Going to sleep has sometimes been challenging because have a difficult time relaxing and settling down. My iPhone was complicating bedtime and probably my sleep. So about a month ago, a few weeks before New Year 2017, I separated my iPhone from my bedside, charging it about 20 feet away in a smaller room. I keep a book where my iPhone used to charge and read at least a few pages before bed.
The results after just four weeks have been remarkable. I go to sleep more easily and stay asleep because I am not awakened by dings or the phone suddenly lighting up. I don’t even get up as often in the middle of the night, and at least a few times I’ve slept straight through for five or more hours. According to my Fitbit, my restless periods have decreased by half on most nights, though that took a couple of weeks to occur. Also, I’ve finally stopped glancing in the direction of the iPhone, because it’s not there!
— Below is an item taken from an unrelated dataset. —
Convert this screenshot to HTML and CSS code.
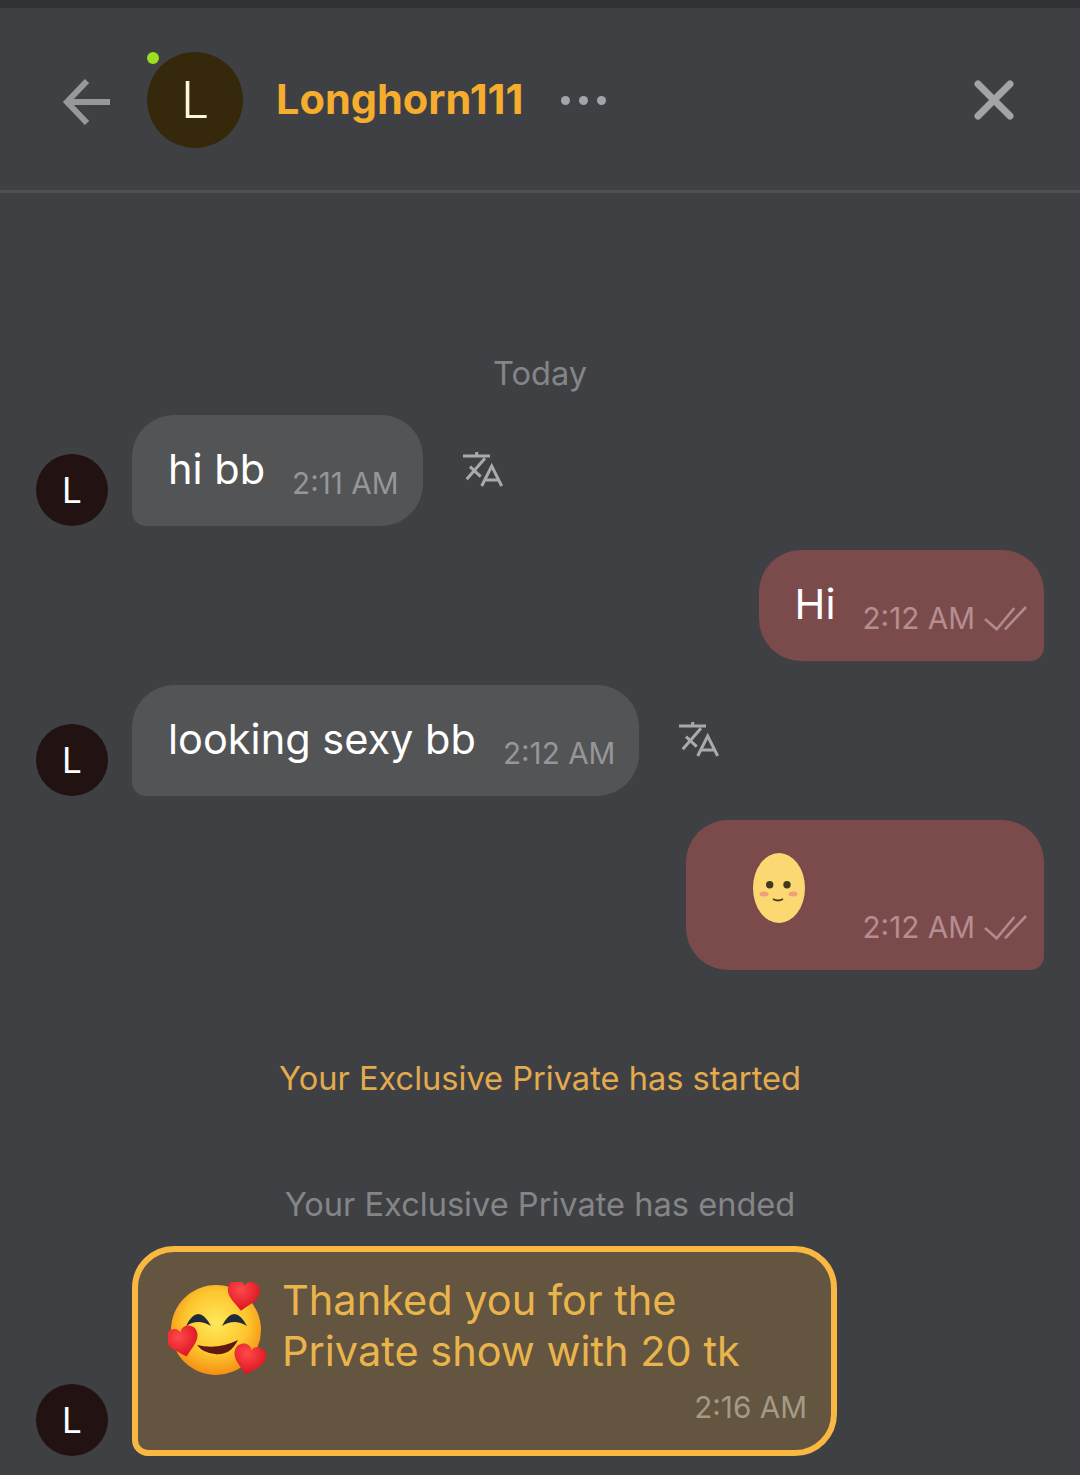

As an educator and parent, I’ve spent a good deal of time over the years speaking with students and adults about charging iPhones away from bedrooms, and I followed this rule for ages — until I didn’t. I even wrote a post, Digital Devices and Sleep with a range a resources about digital devices and sleep. I’ve often shared how Pew Internet researchers found in a 2010 survey of 2,252 adults that 65% of all the responders said that they sleep with their phones close-at-hand, while this percentage was even higher for the younger mobile device users. Extrapolating from the people I know, this percentage is now certainly much higher.
Concerning those younger device users, a 2016 article appearing in JAMA Pediatrics presented a meta-analysis of 20 studies on sleep and digital devices involving more than 125,000 school-age children with a median age of fourteen-and-a half and found a strong and consistent association between bedtime digital device use and poor sleep quality. To learn more about the how researchers use the ideas of association and causation — and the differences between them — read my blog post, Digital World Research-What It Tells Us About Causation vs. Association.
My last excuse for keeping the mobile phone close to the bed was concern that my elderly parents, age 93 and 89 might call in the night. But the act of placing it close to the bed always led to before-bedtime email checks, quick glances at the digital New York Times, or just a few Facebook look-overs. My last-minute digital activities became increasingly intrusive during election 2016. Twenty-first Century digital life can be complicated.
So now my phone is in the next room. I’ve tested whether I’ll hear any calls from my parents, and I will. What I cannot hear and see are the notifications that can disturb me when the phone lights up and springs to life when a text message or news update arrives. Also instead of using my phone as an alarm clock, I’ve gone back to using the radio.
I’m delighted to be one step farther along toward increased digital-life wellness, and I’ll report more about my mobile device and sleep experience in a subsequent post.